The Washington Post: New, sweeping federal rules bar e-cigarette sales to teens younger than 18

By Laurie McGinley and Brady Dennis

The Obama administration on Thursday announced controversial new rules for electronic cigarettes, cigars, hookahs and pipe tobacco, including barring the sales of the products to teens under 18 years old.

The new requirements, which go into effect in 90 days, mark the first time the Food and Drug Administration has regulated any of the items.

The rules compel retailers to verify the age of purchasers by photo identification and bar sales of the products in vending machines that are accessible to minors. They also ban the distribution of free samples.

In addition, the FDA is generally requiring manufacturers whose products went on sale after Feb. 15, 2007, to get approval from the agency to continue selling their products. These product reviews will allow the FDA to scrutinize ingredients, product design and health risks, the agency said. It added that it will allow the companies to keep selling their products for two years while they submit their applications and then for an additional year while the FDA reviews the submissions.

The requirements, which have been the focus of intense lobbying from the industry on one side and tobacco-control advocates on the other, are likely to only intensify the debate over whether the devices are a dangerous gateway to traditional tar-laden, chemical-filled cigarettes or a helpful smoking-cessation tool.

“As cigarette smoking among those under 18 has fallen, the use of other nicotine products, including e-cigarettes, has taken a drastic leap,” said Sylvia Mathews Burwell, secretary of health and human services, in announcing the new rules. “All of this is creating a new generation of Americans who are at risk of addiction.”

She said the new regulations were an “important step in the fight for a tobacco-free generation — it will help us catch up with changes in the marketplace, put into place rules that protect our kids and give adults information they need to make informed decisions.”

E-cigarettes are battery-powered devices that heat flavored, nicotine-laced liquid, turning it into a vapor that the user inhales, or “vapes.” The flavors can come in a wide range, from mango to margarita to mocha.

The FDA’s authority to regulate the products stems from a 2009 law that gave the agency broad power over traditional cigarettes, as well as jurisdiction over other tobacco-related products.

In recent weeks, the e-cigarette industry has gotten support from some public health experts.

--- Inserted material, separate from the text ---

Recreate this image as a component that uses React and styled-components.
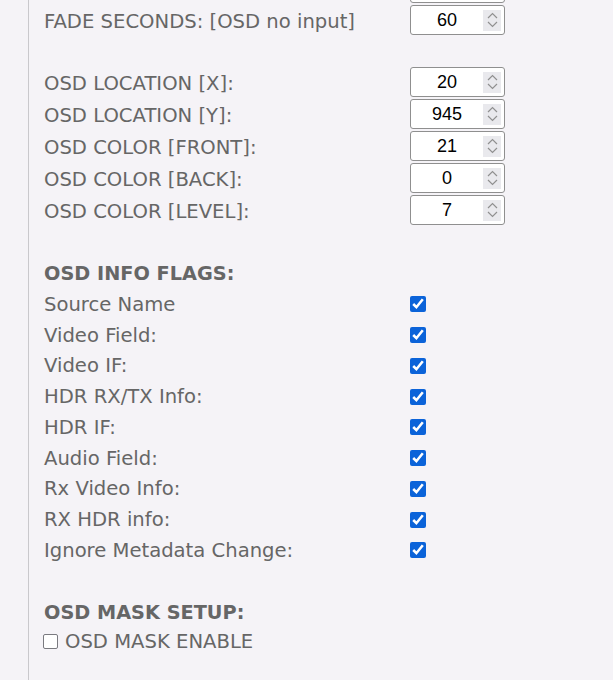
import React from 'react';
import styled, { createGlobalStyle } from 'styled-components';

const GlobalStyle = createGlobalStyle`
  html, body {
    margin: 0;
    padding: 0;
    background: #f5f3f7;
    overflow: hidden;
  }
`;

const Page = styled.div`
  height: 720px;
  margin-top: -28px;
  margin-left: 28px;
  border-left: 1px solid #c9c8cc;
  padding-left: 15px;
  font-family: 'DejaVu Sans', Verdana, sans-serif;
  font-size: 19.6px;
  color: #666666;
`;

const FieldRow = styled.div`
  display: grid;
  grid-template-columns: 366px 95px;
  align-items: center;
  height: 32px;
`;

const Label = styled.span`
  white-space: nowrap;
  padding-top: 2px;
`;

const Spacer = styled.div`
  height: ${(p) => p.$h}px;
`;

const Heading = styled.div`
  height: 31px;
  line-height: 34px;
  font-weight: bold;
  font-size: 19.3px;
`;

const CheckRow = styled.label`
  display: grid;
  grid-template-columns: 366px 16px;
  align-items: center;
  height: 30.75px;
`;

const Check = styled.input.attrs({ type: 'checkbox' })`
  width: 16px;
  height: 16px;
  margin: 2px 0 0;
  accent-color: #0b63d9;
`;

const InlineCheckRow = styled.label`
  display: flex;
  align-items: center;
  gap: 7px;
  height: 28px;
  margin-left: -1px;
`;

const PlainCheck = styled.input.attrs({ type: 'checkbox' })`
  appearance: none;
  box-sizing: border-box;
  width: 15px;
  height: 15px;
  margin: 2px 0 0;
  background: #ffffff;
  border: 1.5px solid #7a7a80;
  border-radius: 2px;
`;

const NumberBox = styled.div`
  display: flex;
  align-items: center;
  box-sizing: border-box;
  height: 30px;
  width: 95px;
  background: #ffffff;
  border: 1px solid #8f8f8f;
  border-radius: 3px;
  padding-right: 3px;
`;

const NumberText = styled.input`
  flex: 1;
  min-width: 0;
  border: none;
  outline: none;
  background: transparent;
  text-align: center;
  font-family: 'Liberation Sans', Arial, sans-serif;
  font-size: 18px;
  color: #000000;
  padding: 0;
`;

const Spinner = styled.div`
  display: flex;
  flex-direction: column;
  align-items: center;
  justify-content: center;
  width: 18px;
  height: 21px;
  background: #e9e9ed;
  gap: 2px;
`;

const Chevron = ({ up }) => (
  <svg width="11" height="7" viewBox="0 0 11 7">
    <path
      d={up ? 'M1 6 L5.5 1.5 L10 6' : 'M1 1 L5.5 5.5 L10 1'}
      fill="none"
      stroke="#909090"
      strokeWidth="1.2"
    />
  </svg>
);

const NumberField = ({ value }) => (
  <NumberBox>
    <NumberText defaultValue={value} />
    <Spinner>
      <Chevron up />
      <Chevron />
    </Spinner>
  </NumberBox>
);

const fields = [
  ['OSD LOCATION [X]:', 20],
  ['OSD LOCATION [Y]:', 945],
  ['OSD COLOR [FRONT]:', 21],
  ['OSD COLOR [BACK]:', 0],
  ['OSD COLOR [LEVEL]:', 7],
];

const flags = [
  'Source Name',
  'Video Field:',
  'Video IF:',
  'HDR RX/TX Info:',
  'HDR IF:',
  'Audio Field:',
  'Rx Video Info:',
  'RX HDR info:',
  'Ignore Metadata Change:',
];

const App = () => (
  <>
    <GlobalStyle />
    <Page>
      <FieldRow>
        <Label />
        <NumberField value={1} />
      </FieldRow>
      <FieldRow>
        <Label>FADE SECONDS: [OSD no input]</Label>
        <NumberField value={60} />
      </FieldRow>
      <Spacer $h={30} />
      {fields.map(([label, value]) => (
        <FieldRow key={label}>
          <Label>{label}</Label>
          <NumberField value={value} />
        </FieldRow>
      ))}
      <Spacer $h={31} />
      <Heading>OSD INFO FLAGS:</Heading>
      {flags.map((flag) => (
        <CheckRow key={flag}>
          <Label>{flag}</Label>
          <Check defaultChecked />
        </CheckRow>
      ))}
      <Spacer $h={31} />
      <Heading>OSD MASK SETUP:</Heading>
      <InlineCheckRow>
        <PlainCheck />
        <Label>OSD MASK ENABLE</Label>
      </InlineCheckRow>
    </Page>
  </>
);

export default App;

In late April, a group of tobacco-control experts, writing in the journal Addiction, urged the FDA to be “open-minded” about e-cigarettes, saying that the products are more beneficial than harmful and can result in a reduction in traditional smoking.

“We’re concerned the FDA, which has asserted its right to regulate e-cigarettes, will focus solely on the possibility that e-cigarettes and other vapor nicotine products might act as a gateway to cigarette use,” David Levy, the lead author and a professor in the department of oncology at the Georgetown Lombardi Comprehensive Cancer Center, said at the time.

He added that the “big picture tells us that these products appear to be used mostly by people who already are or who are likely to become cigarette smokers.”

And recently, the Royal College of Physicians concluded that e-cigarettes were likely to be beneficial to public health in Britain.

But many anti-smoking advocates disagree. They say that e-cigarettes could be harmful, that the long-term health risks are unknown and that companies are marketing their products to younger and younger teens. They say the companies are using the same tactics and themes that the traditional cigarette makers used years ago.

The number of middle and high school students using electronic cigarettes tripled between 2013 and 2014, according to a study by the Centers for Disease Control and Prevention.